start SOURCE MATERIAL

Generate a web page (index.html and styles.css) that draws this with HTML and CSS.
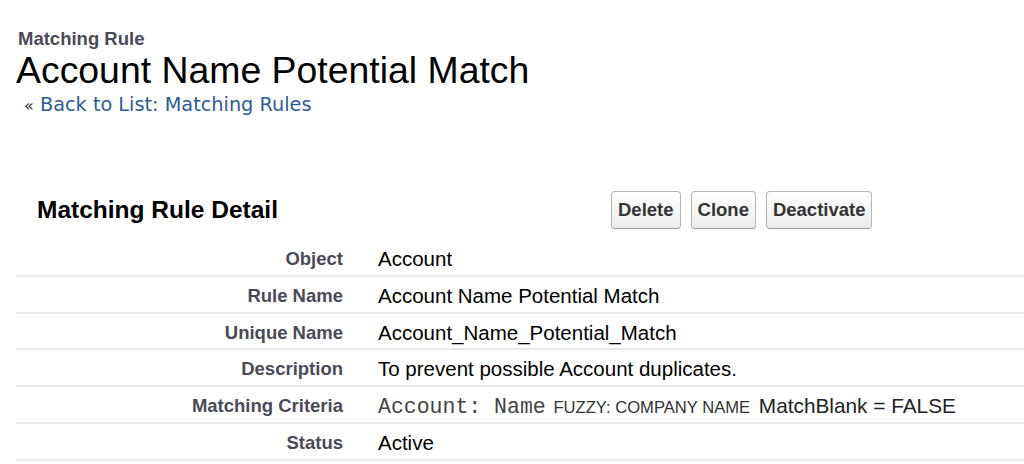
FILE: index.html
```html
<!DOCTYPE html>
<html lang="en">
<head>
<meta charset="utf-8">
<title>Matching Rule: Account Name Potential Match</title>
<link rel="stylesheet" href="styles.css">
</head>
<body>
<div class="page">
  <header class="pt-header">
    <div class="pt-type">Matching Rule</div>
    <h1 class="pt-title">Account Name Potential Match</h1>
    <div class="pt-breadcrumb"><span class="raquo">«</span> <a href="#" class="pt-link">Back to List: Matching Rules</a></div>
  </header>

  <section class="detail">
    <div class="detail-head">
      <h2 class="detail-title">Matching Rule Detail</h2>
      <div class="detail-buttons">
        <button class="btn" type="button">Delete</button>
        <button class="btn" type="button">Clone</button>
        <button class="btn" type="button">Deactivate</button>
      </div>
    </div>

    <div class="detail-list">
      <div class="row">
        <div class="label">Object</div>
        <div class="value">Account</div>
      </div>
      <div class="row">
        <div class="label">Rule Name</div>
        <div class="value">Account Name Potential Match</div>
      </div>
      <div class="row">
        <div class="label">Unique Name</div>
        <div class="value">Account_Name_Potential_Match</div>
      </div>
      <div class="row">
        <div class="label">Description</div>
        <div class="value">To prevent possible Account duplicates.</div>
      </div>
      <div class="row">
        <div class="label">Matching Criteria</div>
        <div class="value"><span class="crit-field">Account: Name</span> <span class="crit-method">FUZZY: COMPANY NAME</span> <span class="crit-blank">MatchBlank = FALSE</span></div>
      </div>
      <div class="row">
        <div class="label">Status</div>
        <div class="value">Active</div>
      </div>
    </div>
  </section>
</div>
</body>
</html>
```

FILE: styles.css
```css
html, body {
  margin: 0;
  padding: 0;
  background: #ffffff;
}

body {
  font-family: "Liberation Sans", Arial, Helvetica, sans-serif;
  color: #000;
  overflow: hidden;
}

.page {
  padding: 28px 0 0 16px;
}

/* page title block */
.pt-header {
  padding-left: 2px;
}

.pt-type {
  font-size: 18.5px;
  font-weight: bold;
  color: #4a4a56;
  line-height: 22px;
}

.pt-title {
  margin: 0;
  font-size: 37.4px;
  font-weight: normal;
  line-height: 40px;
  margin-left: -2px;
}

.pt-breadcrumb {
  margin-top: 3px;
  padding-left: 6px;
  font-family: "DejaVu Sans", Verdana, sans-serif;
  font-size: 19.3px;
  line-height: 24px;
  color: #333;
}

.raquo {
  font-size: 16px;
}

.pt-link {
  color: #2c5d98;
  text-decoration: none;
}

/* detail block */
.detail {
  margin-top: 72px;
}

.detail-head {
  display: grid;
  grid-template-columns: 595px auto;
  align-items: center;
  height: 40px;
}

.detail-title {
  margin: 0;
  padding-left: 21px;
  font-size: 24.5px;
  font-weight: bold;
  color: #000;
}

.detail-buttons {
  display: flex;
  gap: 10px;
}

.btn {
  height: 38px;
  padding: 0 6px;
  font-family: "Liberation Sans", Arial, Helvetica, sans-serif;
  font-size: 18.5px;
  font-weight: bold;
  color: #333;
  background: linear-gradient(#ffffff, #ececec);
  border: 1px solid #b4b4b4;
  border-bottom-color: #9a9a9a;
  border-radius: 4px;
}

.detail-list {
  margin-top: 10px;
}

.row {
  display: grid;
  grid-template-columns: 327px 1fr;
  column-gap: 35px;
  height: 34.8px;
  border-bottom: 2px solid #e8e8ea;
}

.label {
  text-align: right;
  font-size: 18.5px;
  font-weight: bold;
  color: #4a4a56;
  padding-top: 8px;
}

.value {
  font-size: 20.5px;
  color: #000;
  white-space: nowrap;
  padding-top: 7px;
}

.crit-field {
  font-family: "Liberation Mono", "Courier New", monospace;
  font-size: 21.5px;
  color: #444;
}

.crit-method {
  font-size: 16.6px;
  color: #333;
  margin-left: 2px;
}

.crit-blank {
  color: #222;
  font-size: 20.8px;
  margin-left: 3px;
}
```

end SOURCE MATERIAL

:: WHAT YOU HAVE TO DO ::
Return the listing above in full and without alteration, excluding its pictures.

:: SOLUTION FOR THIS TASK ::
Generate a web page (index.html and styles.css) that draws this with HTML and CSS.
FILE: index.html
```html
<!DOCTYPE html>
<html lang="en">
<head>
<meta charset="utf-8">
<title>Matching Rule: Account Name Potential Match</title>
<link rel="stylesheet" href="styles.css">
</head>
<body>
<div class="page">
  <header class="pt-header">
    <div class="pt-type">Matching Rule</div>
    <h1 class="pt-title">Account Name Potential Match</h1>
    <div class="pt-breadcrumb"><span class="raquo">«</span> <a href="#" class="pt-link">Back to List: Matching Rules</a></div>
  </header>

  <section class="detail">
    <div class="detail-head">
      <h2 class="detail-title">Matching Rule Detail</h2>
      <div class="detail-buttons">
        <button class="btn" type="button">Delete</button>
        <button class="btn" type="button">Clone</button>
        <button class="btn" type="button">Deactivate</button>
      </div>
    </div>

    <div class="detail-list">
      <div class="row">
        <div class="label">Object</div>
        <div class="value">Account</div>
      </div>
      <div class="row">
        <div class="label">Rule Name</div>
        <div class="value">Account Name Potential Match</div>
      </div>
      <div class="row">
        <div class="label">Unique Name</div>
        <div class="value">Account_Name_Potential_Match</div>
      </div>
      <div class="row">
        <div class="label">Description</div>
        <div class="value">To prevent possible Account duplicates.</div>
      </div>
      <div class="row">
        <div class="label">Matching Criteria</div>
        <div class="value"><span class="crit-field">Account: Name</span> <span class="crit-method">FUZZY: COMPANY NAME</span> <span class="crit-blank">MatchBlank = FALSE</span></div>
      </div>
      <div class="row">
        <div class="label">Status</div>
        <div class="value">Active</div>
      </div>
    </div>
  </section>
</div>
</body>
</html>
```

FILE: styles.css
```css
html, body {
  margin: 0;
  padding: 0;
  background: #ffffff;
}

body {
  font-family: "Liberation Sans", Arial, Helvetica, sans-serif;
  color: #000;
  overflow: hidden;
}

.page {
  padding: 28px 0 0 16px;
}

/* page title block */
.pt-header {
  padding-left: 2px;
}

.pt-type {
  font-size: 18.5px;
  font-weight: bold;
  color: #4a4a56;
  line-height: 22px;
}

.pt-title {
  margin: 0;
  font-size: 37.4px;
  font-weight: normal;
  line-height: 40px;
  margin-left: -2px;
}

.pt-breadcrumb {
  margin-top: 3px;
  padding-left: 6px;
  font-family: "DejaVu Sans", Verdana, sans-serif;
  font-size: 19.3px;
  line-height: 24px;
  color: #333;
}

.raquo {
  font-size: 16px;
}

.pt-link {
  color: #2c5d98;
  text-decoration: none;
}

/* detail block */
.detail {
  margin-top: 72px;
}

.detail-head {
  display: grid;
  grid-template-columns: 595px auto;
  align-items: center;
  height: 40px;
}

.detail-title {
  margin: 0;
  padding-left: 21px;
  font-size: 24.5px;
  font-weight: bold;
  color: #000;
}

.detail-buttons {
  display: flex;
  gap: 10px;
}

.btn {
  height: 38px;
  padding: 0 6px;
  font-family: "Liberation Sans", Arial, Helvetica, sans-serif;
  font-size: 18.5px;
  font-weight: bold;
  color: #333;
  background: linear-gradient(#ffffff, #ececec);
  border: 1px solid #b4b4b4;
  border-bottom-color: #9a9a9a;
  border-radius: 4px;
}

.detail-list {
  margin-top: 10px;
}

.row {
  display: grid;
  grid-template-columns: 327px 1fr;
  column-gap: 35px;
  height: 34.8px;
  border-bottom: 2px solid #e8e8ea;
}

.label {
  text-align: right;
  font-size: 18.5px;
  font-weight: bold;
  color: #4a4a56;
  padding-top: 8px;
}

.value {
  font-size: 20.5px;
  color: #000;
  white-space: nowrap;
  padding-top: 7px;
}

.crit-field {
  font-family: "Liberation Mono", "Courier New", monospace;
  font-size: 21.5px;
  color: #444;
}

.crit-method {
  font-size: 16.6px;
  color: #333;
  margin-left: 2px;
}

.crit-blank {
  color: #222;
  font-size: 20.8px;
  margin-left: 3px;
}
```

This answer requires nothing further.